**Collected data**

==========

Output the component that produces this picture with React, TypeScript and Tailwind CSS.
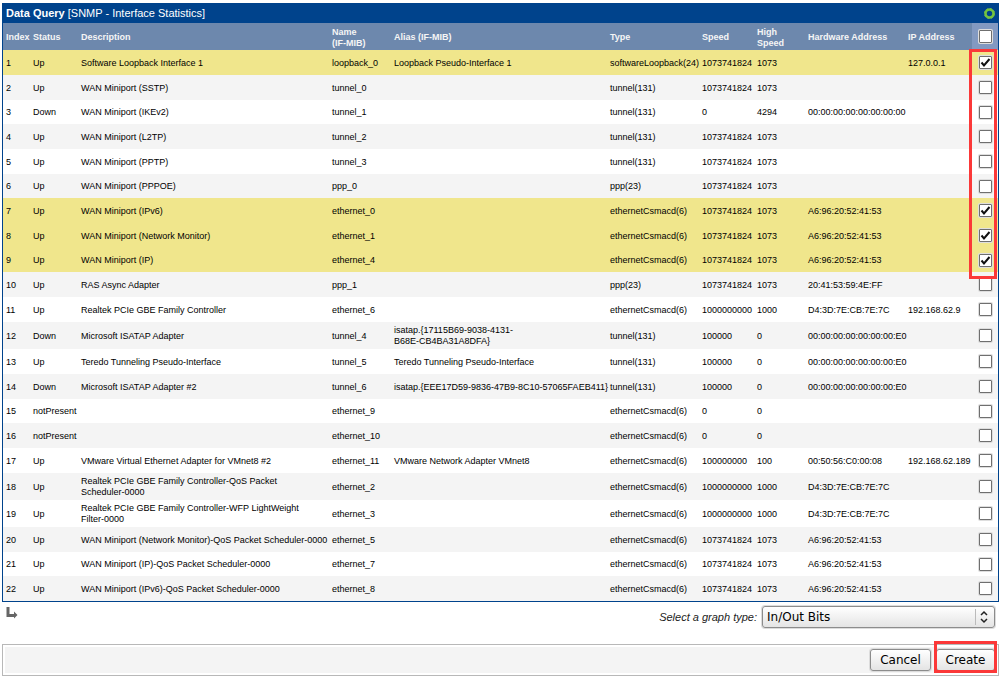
import React, { useState } from 'react';

type Row = {
  status: string;
  description: string;
  name: string;
  alias?: string;
  type: string;
  speed: string;
  highSpeed: string;
  hardware?: string;
  ip?: string;
};

const columns = [
  { label: 'Index', width: 'w-[27px]' },
  { label: 'Status', width: 'w-12' },
  { label: 'Description', width: '' },
  { label: 'Name\n(IF-MIB)', width: 'w-[62px]' },
  { label: 'Alias (IF-MIB)', width: 'w-[216px]' },
  { label: 'Type', width: 'w-[92px]' },
  { label: 'Speed', width: 'w-[55px]' },
  { label: 'High\nSpeed', width: 'w-[51px]' },
  { label: 'Hardware Address', width: 'w-[100px]' },
  { label: 'IP Address', width: 'w-16' },
];

const rows: Row[] = [
  { status: 'Up', description: 'Software Loopback Interface 1', name: 'loopback_0', alias: 'Loopback Pseudo-Interface 1', type: 'softwareLoopback(24)', speed: '1073741824', highSpeed: '1073', ip: '127.0.0.1' },
  { status: 'Up', description: 'WAN Miniport (SSTP)', name: 'tunnel_0', type: 'tunnel(131)', speed: '1073741824', highSpeed: '1073' },
  { status: 'Down', description: 'WAN Miniport (IKEv2)', name: 'tunnel_1', type: 'tunnel(131)', speed: '0', highSpeed: '4294', hardware: '00:00:00:00:00:00:00:00' },
  { status: 'Up', description: 'WAN Miniport (L2TP)', name: 'tunnel_2', type: 'tunnel(131)', speed: '1073741824', highSpeed: '1073' },
  { status: 'Up', description: 'WAN Miniport (PPTP)', name: 'tunnel_3', type: 'tunnel(131)', speed: '1073741824', highSpeed: '1073' },
  { status: 'Up', description: 'WAN Miniport (PPPOE)', name: 'ppp_0', type: 'ppp(23)', speed: '1073741824', highSpeed: '1073' },
  { status: 'Up', description: 'WAN Miniport (IPv6)', name: 'ethernet_0', type: 'ethernetCsmacd(6)', speed: '1073741824', highSpeed: '1073', hardware: 'A6:96:20:52:41:53' },
  { status: 'Up', description: 'WAN Miniport (Network Monitor)', name: 'ethernet_1', type: 'ethernetCsmacd(6)', speed: '1073741824', highSpeed: '1073', hardware: 'A6:96:20:52:41:53' },
  { status: 'Up', description: 'WAN Miniport (IP)', name: 'ethernet_4', type: 'ethernetCsmacd(6)', speed: '1073741824', highSpeed: '1073', hardware: 'A6:96:20:52:41:53' },
  { status: 'Up', description: 'RAS Async Adapter', name: 'ppp_1', type: 'ppp(23)', speed: '1073741824', highSpeed: '1073', hardware: '20:41:53:59:4E:FF' },
  { status: 'Up', description: 'Realtek PCIe GBE Family Controller', name: 'ethernet_6', type: 'ethernetCsmacd(6)', speed: '1000000000', highSpeed: '1000', hardware: 'D4:3D:7E:CB:7E:7C', ip: '192.168.62.9' },
  { status: 'Down', description: 'Microsoft ISATAP Adapter', name: 'tunnel_4', alias: 'isatap.{17115B69-9038-4131-\nB68E-CB4BA31A8DFA}', type: 'tunnel(131)', speed: '100000', highSpeed: '0', hardware: '00:00:00:00:00:00:00:E0' },
  { status: 'Up', description: 'Teredo Tunneling Pseudo-Interface', name: 'tunnel_5', alias: 'Teredo Tunneling Pseudo-Interface', type: 'tunnel(131)', speed: '100000', highSpeed: '0', hardware: '00:00:00:00:00:00:00:E0' },
  { status: 'Down', description: 'Microsoft ISATAP Adapter #2', name: 'tunnel_6', alias: 'isatap.{EEE17D59-9836-47B9-8C10-57065FAEB411}', type: 'tunnel(131)', speed: '100000', highSpeed: '0', hardware: '00:00:00:00:00:00:00:E0' },
  { status: 'notPresent', description: '', name: 'ethernet_9', type: 'ethernetCsmacd(6)', speed: '0', highSpeed: '0' },
  { status: 'notPresent', description: '', name: 'ethernet_10', type: 'ethernetCsmacd(6)', speed: '0', highSpeed: '0' },
  { status: 'Up', description: 'VMware Virtual Ethernet Adapter for VMnet8 #2', name: 'ethernet_11', alias: 'VMware Network Adapter VMnet8', type: 'ethernetCsmacd(6)', speed: '100000000', highSpeed: '100', hardware: '00:50:56:C0:00:08', ip: '192.168.62.189' },
  { status: 'Up', description: 'Realtek PCIe GBE Family Controller-QoS Packet\nScheduler-0000', name: 'ethernet_2', type: 'ethernetCsmacd(6)', speed: '1000000000', highSpeed: '1000', hardware: 'D4:3D:7E:CB:7E:7C' },
  { status: 'Up', description: 'Realtek PCIe GBE Family Controller-WFP LightWeight\nFilter-0000', name: 'ethernet_3', type: 'ethernetCsmacd(6)', speed: '1000000000', highSpeed: '1000', hardware: 'D4:3D:7E:CB:7E:7C' },
  { status: 'Up', description: 'WAN Miniport (Network Monitor)-QoS Packet Scheduler-0000', name: 'ethernet_5', type: 'ethernetCsmacd(6)', speed: '1073741824', highSpeed: '1073', hardware: 'A6:96:20:52:41:53' },
  { status: 'Up', description: 'WAN Miniport (IP)-QoS Packet Scheduler-0000', name: 'ethernet_7', type: 'ethernetCsmacd(6)', speed: '1073741824', highSpeed: '1073', hardware: 'A6:96:20:52:41:53' },
  { status: 'Up', description: 'WAN Miniport (IPv6)-QoS Packet Scheduler-0000', name: 'ethernet_8', type: 'ethernetCsmacd(6)', speed: '1073741824', highSpeed: '1073', hardware: 'A6:96:20:52:41:53' },
];

const buttonClass =
  'h-[22px] rounded-[3px] border border-[#8c8c8c] bg-linear-to-b from-white to-[#e4e4e4] text-[12px] leading-5 text-black shadow-[0_0_0_1px_#dcdcdc]';

type CheckProps = { label: string; checked: boolean; onChange: () => void };

const Check: React.FC<CheckProps> = ({ label, checked, onChange }) => (
  <label className="relative mx-auto block size-[13px]">
    <input
      type="checkbox"
      aria-label={label}
      checked={checked}
      onChange={onChange}
      className="block size-[13px] appearance-none rounded-[1px] border border-[#6f6f6f] bg-white shadow-[0_0_0_1px_#dedede]"
    />
    {checked && (
      <svg viewBox="0 0 13 13" className="pointer-events-none absolute inset-0 size-[13px]">
        <path d="M2.5 6.5 L5 9.5 L10.5 3" fill="none" stroke="#111" strokeWidth="2" />
      </svg>
    )}
  </label>
);

export default function App() {
  const [selected, setSelected] = useState<number[]>([0, 6, 7, 8]);

  const toggle = (i: number) =>
    setSelected(selected.includes(i) ? selected.filter((n) => n !== i) : [...selected, i]);

  const toggleAll = () =>
    setSelected(selected.length === rows.length ? [] : rows.map((_, i) => i));

  return (
    <main className="bg-white pt-[3px] pr-1 pl-0.5 font-['Liberation_Sans',Arial,sans-serif] text-black">
      <section className="border border-[#00438c]">
        <header className="flex h-[19px] items-center justify-between bg-[#00438c] pr-[3px] pl-[3px] text-[11px] text-white">
          <h1>
            <strong>Data Query</strong> [SNMP - Interface Statistics]
          </h1>
          <button type="button" aria-label="Reload query" className="size-[11px]">
            <svg viewBox="0 0 11 11" className="size-[11px]">
              <circle cx="5.5" cy="5.5" r="4" fill="none" stroke="#75c340" strokeWidth="2.6" />
              <circle cx="5.5" cy="5.5" r="5" fill="none" stroke="#75c340" strokeWidth="1" strokeDasharray="2 1.93" />
            </svg>
          </button>
        </header>

        <table className="w-full table-fixed border-collapse text-[9px] leading-[11px]">
          <thead>
            <tr className="h-[27px] bg-[#6d88ad] text-left text-[#f5f5f5]">
              {columns.map((col) => (
                <th key={col.label} className={`${col.width} pt-0.5 pr-0 pb-0 pl-[3px] font-bold whitespace-pre`}>
                  {col.label}
                </th>
              ))}
              <th className="w-[3px] p-0"></th>
              <th className="w-[26px] bg-[#8299c1] p-0">
                <Check label="Select all" checked={selected.length === rows.length} onChange={toggleAll} />
              </th>
            </tr>
          </thead>
          <tbody>
            {rows.map((row, i) => {
              const cells = [
                String(i + 1), row.status, row.description, row.name, row.alias,
                row.type, row.speed, row.highSpeed, row.hardware, row.ip,
              ];
              return (
                <tr
                  key={row.name}
                  className={`h-[25px] nth-[3n]:h-6 ${
                    selected.includes(i) ? 'bg-[#f0e68c]' : 'odd:bg-white even:bg-[#f4f4f4]'
                  }`}
                >
                  {cells.map((cell, c) => (
                    <td key={c} className="pt-[3px] pr-0 pb-0.5 pl-[3px] whitespace-pre">
                      {cell}
                    </td>
                  ))}
                  <td className="p-0"></td>
                  <td className="relative p-0">
                    <Check label={`Select ${row.name}`} checked={selected.includes(i)} onChange={() => toggle(i)} />
                    {i === 0 && (
                      <span className="pointer-events-none absolute -top-px -left-[3px] z-10 h-[230px] w-7 border-3 border-[#fb3838]"></span>
                    )}
                  </td>
                </tr>
              );
            })}
          </tbody>
        </table>
      </section>

      <div className="flex items-start justify-between pt-1 pr-1 pl-1">
        <svg viewBox="0 0 12 13" className="h-[13px] w-3">
          <path d="M0.5 1 H3.5 V8 H8 V5.5 L11.5 9 L8 12.5 V11 H0.5 Z" fill="#666" />
        </svg>
        <div className="flex items-center gap-[5px]">
          <label htmlFor="graph-type" className="text-[11px] text-[#222] italic">
            Select a graph type:
          </label>
          <div className="relative">
            <select
              id="graph-type"
              className={`${buttonClass} block w-[233px] appearance-none pl-1 font-['DejaVu_Sans',sans-serif]`}
            >
              <option>In/Out Bits</option>
            </select>
            <svg viewBox="0 0 20 20" className="pointer-events-none absolute top-px right-px size-5">
              <path d="M1.5 2 V18" stroke="#bbb" />
              <path d="M7 8 L10 5 L13 8 M7 12 L10 15 L13 12" fill="none" stroke="#222" strokeWidth="1.5" />
            </svg>
          </div>
        </div>
      </div>

      <footer className="mt-4 border border-[#b8b8b8] p-0.5">
        <div className="flex items-center justify-end gap-[5px] bg-[#f4f4f4] py-0.5 pr-px">
          <button type="button" className={`${buttonClass} w-[61px] font-['DejaVu_Sans',sans-serif]`}>
            Cancel
          </button>
          <div className="relative">
            <button type="button" className={`${buttonClass} block w-[59px] font-['DejaVu_Sans',sans-serif]`}>
              Create
            </button>
            <span className="pointer-events-none absolute -inset-x-0.5 -top-2 -bottom-0.5 border-3 border-[#fb3838]"></span>
          </div>
        </div>
      </footer>
    </main>
  );
}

==========

**What you have to do**
Identify and list each line with the word "React".

**Final result**
Output the component that produces this picture with React, TypeScript and Tailwind CSS.
import React, { useState } from 'react';
const Check: React.FC<CheckProps> = ({ label, checked, onChange }) => (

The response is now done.